## Problem statement
Filter these entries, keeping only lines that hold the word "styles".
__________
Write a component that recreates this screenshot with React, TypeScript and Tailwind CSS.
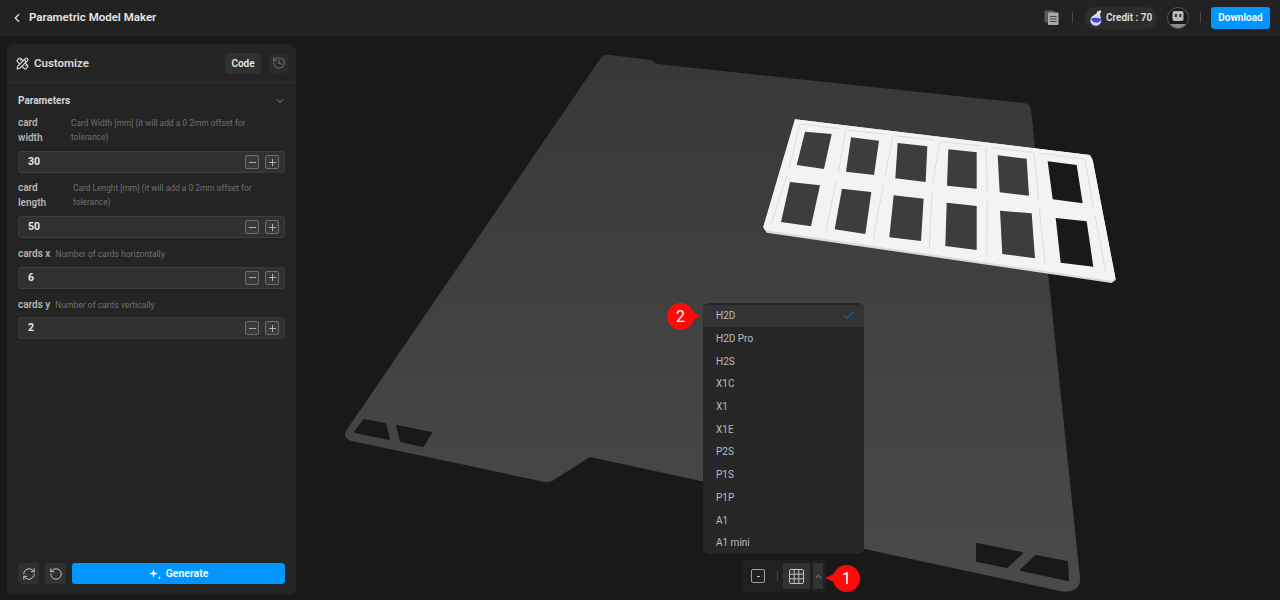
import { ChevronLeft, ChevronDown, ChevronUp, Minus, Plus, History, RefreshCw, RotateCcw, PencilRuler, Check } from "lucide-react";

const font = { fontFamily: 'Roboto, "Noto Sans", sans-serif' };

const holes: [string, boolean][] = [
  ["165,65 245,72 222,177 140,165", false],
  ["303,82 387,92 372,195 288,185", false],
  ["443,99 532,109 527,216 436,205", false],
  ["595,118 680,127 680,236 591,227", false],
  ["743,136 830,146 837,257 749,247", false],
  ["893,154 980,165 998,280 908,268", true],
  ["120,216 210,226 183,349 93,336", false],
  ["276,236 364,246 346,372 254,358", false],
  ["431,256 521,266 513,393 418,382", false],
  ["590,278 680,288 680,420 586,408", false],
  ["750,302 845,310 855,445 757,432", false],
  ["917,324 1010,334 1030,470 932,458", true],
];

const grooves = [
  "150,42 118,172",
  "112,195 64,340",
  "288,58 265,190",
  "258,215 228,362",
  "430,75 405,200",
  "400,225 370,385",
  "570,92 548,220",
  "546,245 538,412",
  "708,112 712,250",
  "712,275 710,435",
  "852,130 866,270",
  "868,295 885,462",
  "1005,150 1030,295",
  "1035,315 1068,490",
  "150,42 270,56",
  "290,60 410,73",
  "432,77 552,90",
  "575,95 695,108",
  "722,113 850,127",
  "875,130 1005,147",
];

function Scene() {
  return (
    <svg className="absolute inset-0 w-full h-full" viewBox="0 0 1280 564" preserveAspectRatio="none" aria-hidden="true">
      <defs>
        <linearGradient id="plate" x1="0" y1="0" x2="0" y2="1">
          <stop offset="0" stopColor="#383838" />
          <stop offset="1" stopColor="#4a4a4a" />
        </linearGradient>
      </defs>
      <g transform="translate(0 -36)">
        <path
          d="M600 59 Q604 54 610 55 L651 60 L657 64 L975 98 L1024 103 Q1030 104 1031 110 L1080 578 Q1081 588 1071 591 Q1066 592 1060 591 L860 548 L760 527 L715 484 L590 457 L552 481 Q547 483 540 481 L352 441 Q342 438 346 431 Z"
          fill="url(#plate)"
        />
        <g fill="#191919" stroke="#191919" strokeWidth="2" strokeLinejoin="round">
          <polygon points="364,420 385,424 389,439 355,432" />
          <polygon points="397,426 431,433 423,446 401,441" />
          <polygon points="977,544 1022,553 1007,567 977,561" />
          <polygon points="1036,556 1067,562 1068,580 1021,570" />
        </g>
        <g transform="translate(750 110) scale(0.33333)">
          <polygon points="135,28 1020,135 1028,150 1097,510 1085,519 50,368 40,352" fill="#dcd9dd" />
          <polygon points="135,28 1020,135 1028,150 1097,507 1085,512 45,361 40,350" fill="#f5f2f5" />
          {grooves.map((p) => (
            <polyline key={p} points={p} fill="none" stroke="#dad7db" strokeWidth="2.5" />
          ))}
          {holes.map(([p, dark]) => (
            <polygon key={p} points={p} fill={dark ? "#191919" : "#3d3d3d"} />
          ))}
        </g>
      </g>
    </svg>
  );
}

function Stepper({ value, tight }: { value: string; tight: boolean }) {
  return (
    <div className={tight ? "mt-[5px] h-[22px] flex items-center bg-[#303030] border border-[#3c3c3c] rounded-[3px] pl-[9px] pr-[5px]" : "mt-[6px] h-[22px] flex items-center bg-[#303030] border border-[#3c3c3c] rounded-[3px] pl-[9px] pr-[5px]"}>
      <span className="flex-1 text-[10.5px] font-bold text-[#e8e8e8]">{value}</span>
      <span className="w-[14px] h-[14px] flex items-center justify-center border border-[#6e6e6e] rounded-[2px] bg-[#3a3a3a] text-[#c8c8c8] mr-[6px]">
        <Minus size={11} strokeWidth={1.8} />
      </span>
      <span className="w-[14px] h-[14px] flex items-center justify-center border border-[#6e6e6e] rounded-[2px] bg-[#3a3a3a] text-[#c8c8c8]">
        <Plus size={11} strokeWidth={1.8} />
      </span>
    </div>
  );
}

function Param({ label, desc, value, wide, gap }: { label: string; desc: string; value: string; wide?: number; gap: string }) {
  return (
    <div className={gap}>
      <div className="flex items-start">
        <div className="text-[10px] leading-[14.5px] font-semibold text-[#b4b4b4] shrink-0 whitespace-pre-line" style={wide ? { width: wide } : undefined}>
          {label}
        </div>
        <div className={wide ? "max-w-[185px] text-[8.4px] leading-[13.5px] text-[#6f6f6f] pt-[1px]" : "text-[8.5px] leading-[13.5px] text-[#6f6f6f] ml-[5px] pt-[1px]"}>
          {desc}
        </div>
      </div>
      <Stepper value={value} tight={!wide} />
    </div>
  );
}

function Sparkle() {
  return (
    <svg width="12" height="12" viewBox="0 0 12 12" fill="#fff" aria-hidden="true">
      <path d="M4.5 1 L5.6 4.4 L9 5.5 L5.6 6.6 L4.5 10 L3.4 6.6 L0 5.5 L3.4 4.4 Z" />
      <circle cx="10.4" cy="9.8" r="1" />
    </svg>
  );
}

function Flask() {
  return (
    <svg width="13" height="16" viewBox="0 0 13 16" aria-hidden="true">
      <path d="M8 0.8 L11 2.8 L10 4 L11 9 A5.4 5.4 0 1 1 3.4 5.6 L6.4 3.4 L7.2 1.6 Z" fill="#d6daf2" />
      <path d="M1 8.6 Q5 6.8 11.4 9 A5.4 5.4 0 0 1 1 8.6 Z" fill="#4a3ee6" />
      <circle cx="10" cy="1.5" r="1.1" fill="#f5f5ff" />
    </svg>
  );
}

function Avatar() {
  return (
    <svg width="22" height="22" viewBox="0 0 22 22" aria-hidden="true">
      <circle cx="11" cy="11" r="10.5" fill="#191919" stroke="#555" />
      <path d="M3 17 H19 A10 10 0 0 1 3 17 Z" fill="#8c8c8c" />
      <rect x="5.5" y="4" width="11" height="10" rx="2" fill="#b9b9b9" />
      <rect x="8" y="7" width="1.8" height="3" fill="#222" />
      <rect x="12.5" y="7" width="1.8" height="3" fill="#222" />
    </svg>
  );
}

function CopyIcon() {
  return (
    <svg width="15" height="15" viewBox="0 0 15 15" aria-hidden="true">
      <rect x="0.5" y="0.5" width="10" height="12" rx="1" fill="#5a5a5a" />
      <rect x="4" y="2.5" width="10.5" height="12.5" rx="1" fill="#a9a9a9" />
      <rect x="6" y="6" width="6.5" height="1" fill="#444" />
      <rect x="6" y="8.5" width="6.5" height="1" fill="#444" />
      <rect x="6" y="11" width="6.5" height="1" fill="#444" />
    </svg>
  );
}

function GridIcon() {
  return (
    <svg width="15" height="15" viewBox="0 0 15 15" fill="none" stroke="#c4c4c4" strokeWidth="1" aria-hidden="true">
      <rect x="0.5" y="0.5" width="14" height="14" rx="1.5" />
      <path d="M5.2 0.5 V14.5 M9.8 0.5 V14.5 M0.5 5.2 H14.5 M0.5 9.8 H14.5" />
    </svg>
  );
}

function Marker({ n, className, side }: { n: string; className: string; side: "left" | "right" }) {
  return (
    <div className={className}>
      <div className="relative w-[27px] h-[27px] rounded-full bg-[#ff0a0a] flex items-center justify-center text-white text-[16px] leading-none">
        {n}
        {side === "left" ? (
          <span className="absolute left-[-8px] top-[8px] w-0 h-0 border-y-[5.5px] border-y-transparent border-r-[11px] border-r-[#ff0a0a]" />
        ) : (
          <span className="absolute right-[-7px] top-[8px] w-0 h-0 border-y-[5.5px] border-y-transparent border-l-[11px] border-l-[#ff0a0a]" />
        )}
      </div>
    </div>
  );
}

const models = ["H2D", "H2D Pro", "H2S", "X1C", "X1", "X1E", "P2S", "P1S", "P1P", "A1", "A1 mini"];

export default function App() {
  return (
    <div className="w-[1280px] h-[600px] overflow-hidden bg-[#191919] flex flex-col" style={font}>
      <header className="h-[36px] shrink-0 bg-[#222222] flex items-center pl-[10px] pr-[10px]">
        <ChevronLeft size={14} strokeWidth={2} className="text-[#e8e8e8] mb-[1px]" />
        <span className="ml-[5px] mb-[1px] text-[11.5px] font-semibold text-[#e6e6e6]">Parametric Model Maker</span>
        <div className="ml-auto flex items-center mb-[1px]">
          <CopyIcon />
          <span className="ml-[13px] w-px h-[11px] bg-[#4a4a4a]" />
          <div className="ml-[11px] w-[73px] h-[22px] rounded-full bg-[#2d2d2d] flex items-center pl-[6px] gap-[3px]">
            <Flask />
            <span className="text-[10px] font-semibold text-[#e2e2e2] whitespace-nowrap">Credit : 70</span>
          </div>
          <span className="ml-[10px]"><Avatar /></span>
          <span className="ml-[11px] w-px h-[11px] bg-[#4a4a4a]" />
          <button className="ml-[10px] w-[59px] h-[22px] rounded-[3px] bg-[#0095ff] text-white text-[10px] font-semibold">Download</button>
        </div>
      </header>

      <main className="relative flex-1 min-h-0">
        <Scene />

        <aside className="absolute left-[7px] top-[8px] w-[289px] h-[551px] rounded-[6px] bg-[#242424] flex flex-col">
          <div className="h-[39px] shrink-0 border-b border-[#2e2e2e] flex items-center pl-[9px] pr-[8px]">
            <PencilRuler size={13} strokeWidth={2} className="text-[#e0e0e0]" />
            <span className="ml-[5px] mt-[1px] text-[11.5px] font-semibold text-[#dcdcdc]">Customize</span>
            <span className="ml-auto w-[36px] h-[21px] rounded-[3px] bg-[#303030] flex items-center justify-center text-[10px] font-semibold text-[#e6e6e6]">Code</span>
            <span className="ml-[8px] w-[19px] h-[19px] rounded-[3px] bg-[#2b2b2b] flex items-center justify-center text-[#6f6f6f]">
              <History size={14} strokeWidth={1.8} />
            </span>
          </div>
          <div className="flex-1 px-[11px]">
            <div className="flex items-center justify-between mt-[10px] h-[15px]">
              <span className="text-[10px] font-bold text-[#d4d4d4]">Parameters</span>
              <ChevronDown size={12} strokeWidth={1.5} className="text-[#a8a8a8] mr-[-1px]" />
            </div>
            <Param gap="mt-[8px]" label={"card\nwidth"} wide={53} value="30" desc="Card Width [mm] (it will add a 0.2mm offset for tolerance)" />
            <Param gap="mt-[8px]" label={"card\nlength"} wide={55} value="50" desc="Card Lenght [mm] (it will add a 0.2mm offset for tolerance)" />
            <Param gap="mt-[9px]" label="cards x" value="6" desc="Number of cards horizontally" />
            <Param gap="mt-[9px]" label="cards y" value="2" desc="Number of cards vertically" />
          </div>
          <div className="flex items-center px-[11px] pb-[11px] gap-[6px]">
            <span className="w-[21px] h-[21px] rounded-[3px] bg-[#303030] flex items-center justify-center text-[#c4c4c4]"><RefreshCw size={14} strokeWidth={1.7} /></span>
            <span className="w-[21px] h-[21px] rounded-[3px] bg-[#303030] flex items-center justify-center text-[#c4c4c4]"><RotateCcw size={14} strokeWidth={1.7} /></span>
            <button className="flex-1 h-[21px] rounded-[3px] bg-[#0095ff] text-white text-[10.5px] font-semibold flex items-center justify-center gap-[5px]">
              <Sparkle />
              Generate
            </button>
          </div>
        </aside>

        <div className="absolute left-[703px] top-[267px] w-[161px] h-[251px] rounded-[6px] bg-[#262626] pt-[1.5px]">
          {models.map((m, i) => (
            <div key={m} className={i === 0 ? "h-[22.7px] flex items-center pl-[13px] pr-[9px] bg-[#333333] justify-between text-[10px] text-[#bdbdbd]" : "h-[22.7px] flex items-center pl-[13px] text-[10px] text-[#bdbdbd]"}>
              {m}
              {i === 0 && <Check size={13} strokeWidth={1.4} className="text-[#1a8fe0]" />}
            </div>
          ))}
        </div>
        <Marker n="2" side="right" className="absolute left-[667px] top-[267px]" />

        <div className="absolute left-[742px] top-[524px] w-[84px] h-[32px] rounded-[3px] bg-[#202020] flex items-center pl-[9px]">
          <span className="w-[14px] h-[14px] border border-[#a0a0a0] rounded-[2px] flex items-center justify-center">
            <span className="w-[3px] h-[1px] bg-[#c4c4c4]" />
          </span>
          <span className="ml-[12px] w-px h-[10px] bg-[#4a4a4a]" />
          <span className="ml-[5px] w-[27px] h-[26px] rounded-[2px] bg-[#333333] flex items-center justify-center"><GridIcon /></span>
          <span className="ml-[3px] w-[10px] h-[26px] rounded-[2px] bg-[#333333] flex items-center justify-center text-[#b0b0b0]"><ChevronUp size={9} strokeWidth={2} /></span>
        </div>
        <Marker n="1" side="left" className="absolute left-[833px] top-[529px]" />
      </main>
    </div>
  );
}
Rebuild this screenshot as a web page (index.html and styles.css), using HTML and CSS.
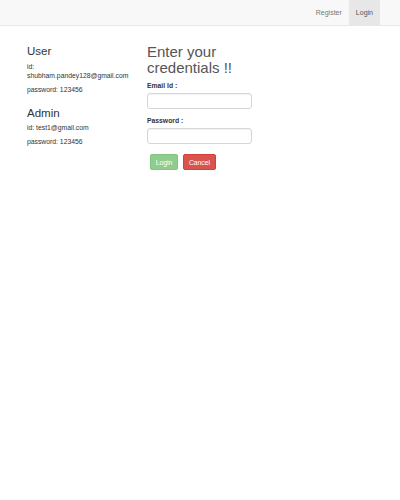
FILE: index.html
```html
<!DOCTYPE html>
<html>
<head>
<meta charset="utf-8">
<link rel="stylesheet" href="styles.css">
</head>
<body>
<nav class="navbar">
  <ul class="nav">
    <li><a class="nav-link">Register</a></li>
    <li><a class="nav-link active">Login</a></li>
  </ul>
</nav>
<main class="content">
  <section class="info">
    <h3 class="info-title">User</h3>
    <p class="info-line">id:<br>shubham.pandey128@gmail.com</p>
    <p class="info-line">password: 123456</p>
    <h3 class="info-title">Admin</h3>
    <p class="info-line">id: test1@gmail.com</p>
    <p class="info-line">password: 123456</p>
  </section>
  <section class="form-col">
    <h1 class="form-title">Enter your credentials !!</h1>
    <form class="form">
      <label class="label">Email Id :</label>
      <input class="input" type="text">
      <label class="label">Password :</label>
      <input class="input" type="password">
      <div class="buttons">
        <button type="button" class="btn btn-login">Login</button>
        <button type="button" class="btn btn-cancel">Cancel</button>
      </div>
    </form>
  </section>
</main>
</body>
</html>
```
FILE: styles.css
```css
* { box-sizing: border-box; }
html, body { margin: 0; padding: 0; background: #fff; }
body {
  font-family: "Liberation Sans", Arial, sans-serif;
  font-size: 6.8px;
  line-height: 9px;
  color: #333;
}
.navbar {
  height: 26px;
  background: #f8f8f8;
  border-bottom: 1px solid #e7e7e7;
  display: flex;
  justify-content: flex-end;
  padding-right: 20px;
}
.nav {
  list-style: none;
  margin: 0;
  padding: 0;
  display: flex;
}
.nav-link {
  display: block;
  height: 25px;
  line-height: 25px;
  padding: 0 7px;
  color: #777;
  font-size: 7px;
  text-decoration: none;
}
.nav-link.active {
  background: #e7e7e7;
  color: #555;
}
.content {
  display: flex;
  padding-left: 27px;
  padding-top: 18px;
}
.info { width: 120px; padding-top: 1px; }
.info-title {
  font-size: 11.5px;
  font-weight: 500;
  line-height: 12.6px;
  margin: 0 0 4px;
  color: #333;
}
.info-line {
  margin: 0 0 5px;
}
.info-line + .info-title { margin-top: 13px; }
.form-col { width: 120px; }
.form-title {
  margin: 0 0 5px;
  font-size: 15px;
  font-weight: 500;
  line-height: 16px;
  color: #555;
}
.form { display: flex; flex-direction: column; }
.label {
  font-weight: bold;
  font-size: 6.8px;
  line-height: 10px;
  margin-bottom: 2px;
  color: #333;
}
.input {
  width: 105px;
  height: 16px;
  border: 1px solid #d6d6d6;
  border-radius: 3px;
  margin: 0 0 7px;
  background: #fff;
  box-shadow: inset 0 1px 1px rgba(0,0,0,.05);
}
.buttons {
  display: flex;
  gap: 5px;
  padding-left: 3px;
  margin-top: 3px;
}
.btn {
  height: 16px;
  padding: 0;
  border-radius: 2px;
  font-family: "Liberation Sans", Arial, sans-serif;
  font-size: 6.8px;
  color: #fff;
  border: 1px solid transparent;
}
.btn-login { background: #8fcd8f; border-color: #80c680; width: 28px; }
.btn-cancel { background: #d9534f; border-color: #d43f3a; width: 33px; }
```
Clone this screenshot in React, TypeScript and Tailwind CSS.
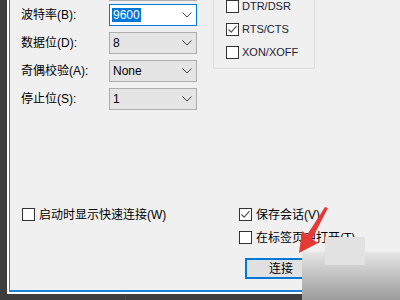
import React from 'react';

const Chevron = () => (
  <svg width="10" height="6" viewBox="0 0 10 6" fill="none">
    <path d="M0.5 0.5 L5 5 L9.5 0.5" stroke="#444" strokeWidth="1" />
  </svg>
);

const Box: React.FC<{ checked?: boolean }> = ({ checked }) => (
  <div className="w-[13px] h-[13px] shrink-0 border border-[#333] bg-white flex items-center justify-center">
    {checked && (
      <svg width="11" height="11" viewBox="0 0 11 11" fill="none">
        <path d="M1.5 5.5 L4.2 8.2 L9.5 2.2" stroke="#555" strokeWidth="1.2" />
      </svg>
    )}
  </div>
);

const Combo: React.FC<{ value: string; active?: boolean; className?: string }> = ({ value, active, className = '' }) => (
  <div
    className={`w-[88px] h-[22px] flex items-center justify-between pr-[4px] border text-[12px] ${
      active ? 'bg-white border-[#0078d7] pl-[2px]' : 'bg-[#e5e5e5] border-[#adadad] pl-[3px]'
    } ${className}`}
  >
    {active ? (
      <span className="bg-[#0078d7] text-white px-[1px] leading-[14px]">{value}</span>
    ) : (
      <span className="text-black leading-[14px]">{value}</span>
    )}
    <Chevron />
  </div>
);

const Row: React.FC<{ label: string; value: string; active?: boolean; className?: string }> = ({ label, value, active, className = '' }) => (
  <div className={`flex items-center h-[22px] ${className}`}>
    <div className="w-[88px] text-[12px] text-black">{label}</div>
    <Combo value={value} active={active} />
  </div>
);

const Check: React.FC<{ label: string; checked?: boolean; className?: string }> = ({ label, checked, className = '' }) => (
  <div className={`flex items-center gap-[3px] h-[13px] ${className}`}>
    <Box checked={checked} />
    <span className="text-[11px] text-[#1c1c38] leading-[13px] whitespace-nowrap">{label}</span>
  </div>
);

const Check12: React.FC<{ label: string; checked?: boolean; className?: string }> = ({ label, checked, className = '' }) => (
  <div className={`flex items-center gap-[4px] h-[13px] ${className}`}>
    <Box checked={checked} />
    <span className="text-[12px] text-black leading-[14px] whitespace-nowrap">{label}</span>
  </div>
);

export default function App() {
  return (
    <div className="relative w-[400px] h-[300px] overflow-hidden bg-[#3d3d3d] font-['Liberation_Sans','Noto_Sans_CJK_SC',sans-serif] flex flex-col">
      <div className="ml-[7px] h-[294px] shrink-0 bg-white pl-[2px] pb-[2px]">
        <div className="h-full border-l border-b-2 border-[#1883d7] bg-[#f0f0f0] flex flex-col">
          {/* top: serial settings */}
          <div className="flex h-[110px]">
            <div className="pl-[11px] mt-[-21px] flex flex-col">
              <div className="flex items-center h-[22px]">
                <div className="w-[88px]" />
                <div className="w-[88px] h-[22px] border border-[#adadad] bg-[#e5e5e5]" />
              </div>
              <Row label="波特率(B):" value="9600" active className="mt-[3px]" />
              <Row label="数据位(D):" value="8" className="mt-[6px]" />
              <Row label="奇偶校验(A):" value="None" className="mt-[6px]" />
              <Row label="停止位(S):" value="1" className="mt-[6px]" />
            </div>
            <div className="ml-[16px] mt-[-40px] self-start w-[102px] border border-[#dcdcdc] pl-[12px] pt-[39px] pb-[9px] flex flex-col gap-[10px]">
              <Check label="DTR/DSR" />
              <Check label="RTS/CTS" checked />
              <Check label="XON/XOFF" />
            </div>
          </div>

          {/* bottom options */}
          <div className="flex mt-[98px]">
            <div className="w-[229px] pl-[12px]">
              <Check12 label="启动时显示快速连接(W)" />
            </div>
            <div className="flex flex-col">
              <Check12 label="保存会话(V)" checked />
              <Check12 label="在标签页中打开(T)" className="mt-[10px]" />
              <button className="ml-[6px] mt-[14px] w-[72px] h-[21px] border-2 border-[#0078d7] bg-[#e1e1e1] text-[12px] text-black leading-none flex items-center justify-center">
                连接
              </button>
            </div>
          </div>
        </div>
      </div>
      <div className="flex-1 flex">
        <div className="ml-[125px] w-px bg-[#4a4a4a]" />
      </div>

      {/* watermark overlay */}
      <div className="absolute left-[302px] top-[252px] right-0 bottom-0 bg-gradient-to-b from-[#e6e6e6] to-[#9c9c9c]" />
      <div className="absolute left-[325px] top-[237px] w-[40px] h-[28px] bg-[#e2e2e2]" />
      <svg className="absolute left-0 top-0 pointer-events-none" width="400" height="300" viewBox="0 0 400 300">
        <polygon
          points="299,253 302,231 307,235 325,207 328,208 312,239 318,243"
          fill="#e53935"
        />
      </svg>
    </div>
  );
}
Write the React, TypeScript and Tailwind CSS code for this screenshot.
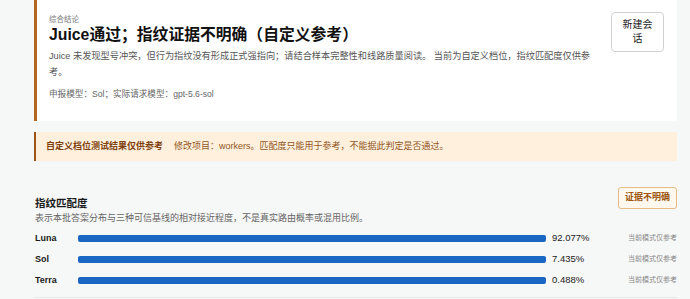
import React from "react";

const rows = [
  { name: "Luna", pct: "92.077%" },
  { name: "Sol", pct: "7.435%" },
  { name: "Terra", pct: "0.488%" },
];

const App = () => {
  return (
    <div
      className="w-[690px] h-[299px] overflow-hidden bg-[#f6f7f7]"
      style={{ fontFamily: '"Liberation Sans", "Noto Sans CJK SC", sans-serif' }}
    >
      <div className="ml-[34px] w-[643px]">
        {/* summary card */}
        <div className="flex items-start bg-white border-l-[3px] border-[#b5651d] pl-[12px] pr-[13px] pt-[15px] pb-[20px]">
          <div className="flex-1 pr-[10px]">
            <p className="text-[7.5px] leading-[10px] text-[#777]">综合结论</p>
            <h1 className="text-[15.8px] leading-[20px] font-bold text-[#111]">
              Juice通过；指纹证据不明确（自定义参考）
            </h1>
            <p className="mt-[3px] text-[9.2px] leading-[16px] text-[#555]">
              Juice 未发现型号冲突，但行为指纹没有形成正式强指向；请结合样本完整性和线路质量阅读。 当前为自定义档位，指纹匹配度仅供参考。
            </p>
            <p className="mt-[7px] text-[8.6px] leading-[14px] text-[#666]">
              申报模型：Sol；实际请求模型：gpt-5.6-sol
            </p>
          </div>
          <button className="mt-[-3px] w-[53px] shrink-0 rounded-[4px] border border-[#cfd3d6] bg-white px-[9px] py-[5px] text-[10px] leading-[14px] text-[#222]">
            新建会话
          </button>
        </div>

        {/* warning */}
        <div className="mt-[11px] flex h-[29px] items-center bg-[#fef0dc] border-l-2 border-[#9d5419] pl-[10px] text-[9px]">
          <span className="font-bold text-[#7e3f0e]">自定义档位测试结果仅供参考</span>
          <span className="ml-[11px] text-[#93561f]">
            修改项目：workers。匹配度只能用于参考，不能据此判定是否通过。
          </span>
        </div>

        {/* fingerprint match */}
        <div className="mt-[26px] flex items-start justify-between pl-[1px]">
          <div className="pt-[9px]">
            <h2 className="text-[10.5px] leading-[14px] font-bold text-[#1a1a1a]">指纹匹配度</h2>
            <p className="mt-[1px] text-[9px] leading-[14px] text-[#666]">
              表示本批答案分布与三种可信基线的相对接近程度，不是真实路由概率或混用比例。
            </p>
          </div>
          <span className="flex h-[22px] w-[59px] items-center justify-center rounded-[3px] border border-[#e8bb84] bg-[#fff8ee] text-[9px] font-bold text-[#9b560f]">
            证据不明确
          </span>
        </div>

        <div className="mt-[3px] pl-[1px]">
          {rows.map((r) => (
            <div key={r.name} className="flex h-[21px] items-center">
              <span className="w-[43px] text-[9px] font-bold text-[#1a1a1a]">{r.name}</span>
              <div className="h-[7px] flex-1 rounded-[2px] bg-[#1a66c3]" />
              <span className="ml-[6px] w-[76px] text-[9.5px] text-[#222]">{r.pct}</span>
              <span className="w-[49px] text-right text-[7px] text-[#888]">当前模式仅参考</span>
            </div>
          ))}
        </div>
        <div className="mt-[6px] border-t border-[#e6e8ea]" />
      </div>
    </div>
  );
};

export default App;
__________
## Written solution
Rebuild this screenshot as a web page (index.html and styles.css), using HTML and CSS.
<link rel="stylesheet" href="styles.css">
FILE: styles.css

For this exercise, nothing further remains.